Here are my steps for successful brand positioning:
- Who are you not talking to yet? Make a list of influencers and sponsors within and outside of your organisation that don’t know yet who you are, or you are not visible enough to yet. Take steps to get in front of them with face-to-face catch-ups through social media channels.
- Build your networks before you need them – Build genuine connections now so you can rely on people helping you with recommendations and referrals when you need them. People need to know you to trust you, so start now.
- Social media profiles – Update your LinkedIn and other social media profiles in line with your brand message. Actively use these platforms and consider publishing articles, sharing other content and videos. Update your bio on internal social media platforms.

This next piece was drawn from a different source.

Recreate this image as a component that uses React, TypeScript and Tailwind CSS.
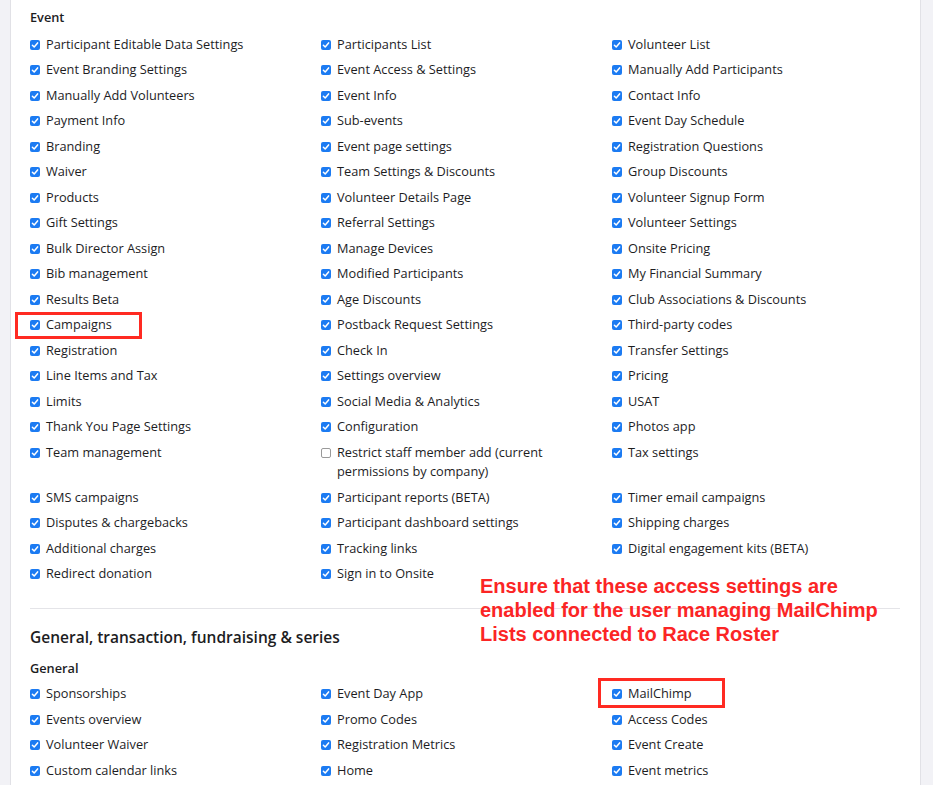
import React from "react";

type Item = { label: string; checked?: boolean; mark?: "campaigns" | "mailchimp" };

const eventRows: (Item | null)[][] = [
  [{ label: "Participant Editable Data Settings" }, { label: "Participants List" }, { label: "Volunteer List" }],
  [{ label: "Event Branding Settings" }, { label: "Event Access & Settings" }, { label: "Manually Add Participants" }],
  [{ label: "Manually Add Volunteers" }, { label: "Event Info" }, { label: "Contact Info" }],
  [{ label: "Payment Info" }, { label: "Sub-events" }, { label: "Event Day Schedule" }],
  [{ label: "Branding" }, { label: "Event page settings" }, { label: "Registration Questions" }],
  [{ label: "Waiver" }, { label: "Team Settings & Discounts" }, { label: "Group Discounts" }],
  [{ label: "Products" }, { label: "Volunteer Details Page" }, { label: "Volunteer Signup Form" }],
  [{ label: "Gift Settings" }, { label: "Referral Settings" }, { label: "Volunteer Settings" }],
  [{ label: "Bulk Director Assign" }, { label: "Manage Devices" }, { label: "Onsite Pricing" }],
  [{ label: "Bib management" }, { label: "Modified Participants" }, { label: "My Financial Summary" }],
  [{ label: "Results Beta" }, { label: "Age Discounts" }, { label: "Club Associations & Discounts" }],
  [{ label: "Campaigns", mark: "campaigns" }, { label: "Postback Request Settings" }, { label: "Third-party codes" }],
  [{ label: "Registration" }, { label: "Check In" }, { label: "Transfer Settings" }],
  [{ label: "Line Items and Tax" }, { label: "Settings overview" }, { label: "Pricing" }],
  [{ label: "Limits" }, { label: "Social Media & Analytics" }, { label: "USAT" }],
  [{ label: "Thank You Page Settings" }, { label: "Configuration" }, { label: "Photos app" }],
  [
    { label: "Team management" },
    { label: "Restrict staff member add (current permissions by company)", checked: false },
    { label: "Tax settings" },
  ],
  [{ label: "SMS campaigns" }, { label: "Participant reports (BETA)" }, { label: "Timer email campaigns" }],
  [{ label: "Disputes & chargebacks" }, { label: "Participant dashboard settings" }, { label: "Shipping charges" }],
  [{ label: "Additional charges" }, { label: "Tracking links" }, { label: "Digital engagement kits (BETA)" }],
  [{ label: "Redirect donation" }, { label: "Sign in to Onsite" }, null],
];

const generalRows: (Item | null)[][] = [
  [{ label: "Sponsorships" }, { label: "Event Day App" }, { label: "MailChimp", mark: "mailchimp" }],
  [{ label: "Events overview" }, { label: "Promo Codes" }, { label: "Access Codes" }],
  [{ label: "Volunteer Waiver" }, { label: "Registration Metrics" }, { label: "Event Create" }],
  [{ label: "Custom calendar links" }, { label: "Home" }, { label: "Event metrics" }],
];

function Box({ checked }: { checked: boolean }) {
  if (!checked) {
    return (
      <span className="mt-[5px] h-[10px] w-[10px] shrink-0 rounded-[2px] border border-[#9a9a9a] bg-white" />
    );
  }
  return (
    <span className="mt-[5px] flex h-[10px] w-[10px] shrink-0 items-center justify-center rounded-[2px] bg-[#1c7bf2]">
      <svg viewBox="0 0 10 10" className="h-[10px] w-[10px]">
        <path d="M2.4 5.2 L4.2 7 L7.6 2.9" fill="none" stroke="white" strokeWidth="1.5" strokeLinecap="round" strokeLinejoin="round" />
      </svg>
    </span>
  );
}

function Cell({ item }: { item: Item | null }) {
  if (!item) return <div />;
  return (
    <div className="relative flex items-start gap-[6px] pr-5">
      <Box checked={item.checked !== false} />
      <span>{item.label}</span>
      {item.mark === "campaigns" && (
        <span className="pointer-events-none absolute left-[-15px] top-[-3px] h-[27px] w-[127px] border-[3px] border-[#ff2a22]" />
      )}
      {item.mark === "mailchimp" && (
        <span className="pointer-events-none absolute left-[-14px] top-[-6px] h-[30px] w-[127px] border-[3px] border-[#ff2a22]" />
      )}
    </div>
  );
}

function Grid({ rows }: { rows: (Item | null)[][] }) {
  return (
    <div className="grid grid-cols-[291px_291px_1fr] gap-y-[6px]">
      {rows.map((row, i) =>
        row.map((item, j) => <Cell key={`${i}-${j}`} item={item} />)
      )}
    </div>
  );
}

export default function App() {
  return (
    <div className="flex h-[785px] w-[933px] overflow-hidden bg-[#f2f2f6] text-[12.75px] leading-[19.5px] text-[#1d1d1f] [font-family:'Open_Sans',sans-serif]">
      <div className="w-[10px] shrink-0" />
      <div className="relative w-[911px] shrink-0 border-x border-[#e1e1e6] bg-white pl-[19px] pr-[20px] pt-[8px]">
        <div className="mb-[7px] font-semibold">Event</div>
        <Grid rows={eventRows} />
        <div className="mt-[24px] h-px bg-[#e4e4e8]" />
        <div className="mt-[16px] text-[15.5px] font-semibold leading-[24px]">
          General, transaction, fundraising &amp; series
        </div>
        <div className="mb-[6px] mt-[10px] font-semibold">General</div>
        <Grid rows={generalRows} />

        <div className="absolute left-[469px] top-[574px] text-[20px] font-bold leading-[24px] text-[#fb2525] [font-family:'Liberation_Sans',Arial,sans-serif]">
          Ensure that these access settings are
          <br />
          enabled for the user managing MailChimp
          <br />
          Lists connected to Race Roster
        </div>
      </div>
    </div>
  );
}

- Embrace networking – Network regularly online and offline. Seek groups where you meet influencers and people you can learn from and who you can influence.
- Give back – Consider becoming a mentor and being part of corporate programs that give you the opportunity to use your unique skills but also the chance to give back to the community.
- Public speaking – One of the most powerful ways to position yourself is through public speaking. Consider hosting webinars with you as the subject matter expert within your organisation or industry and get invited to be part of panel events.
With less visibility in our changed workplaces and this hybrid world, it is more important than ever to use the digital tools at our disposal to position ourselves with a clear brand message, so we are visible and known for who we are and what we bring to the table.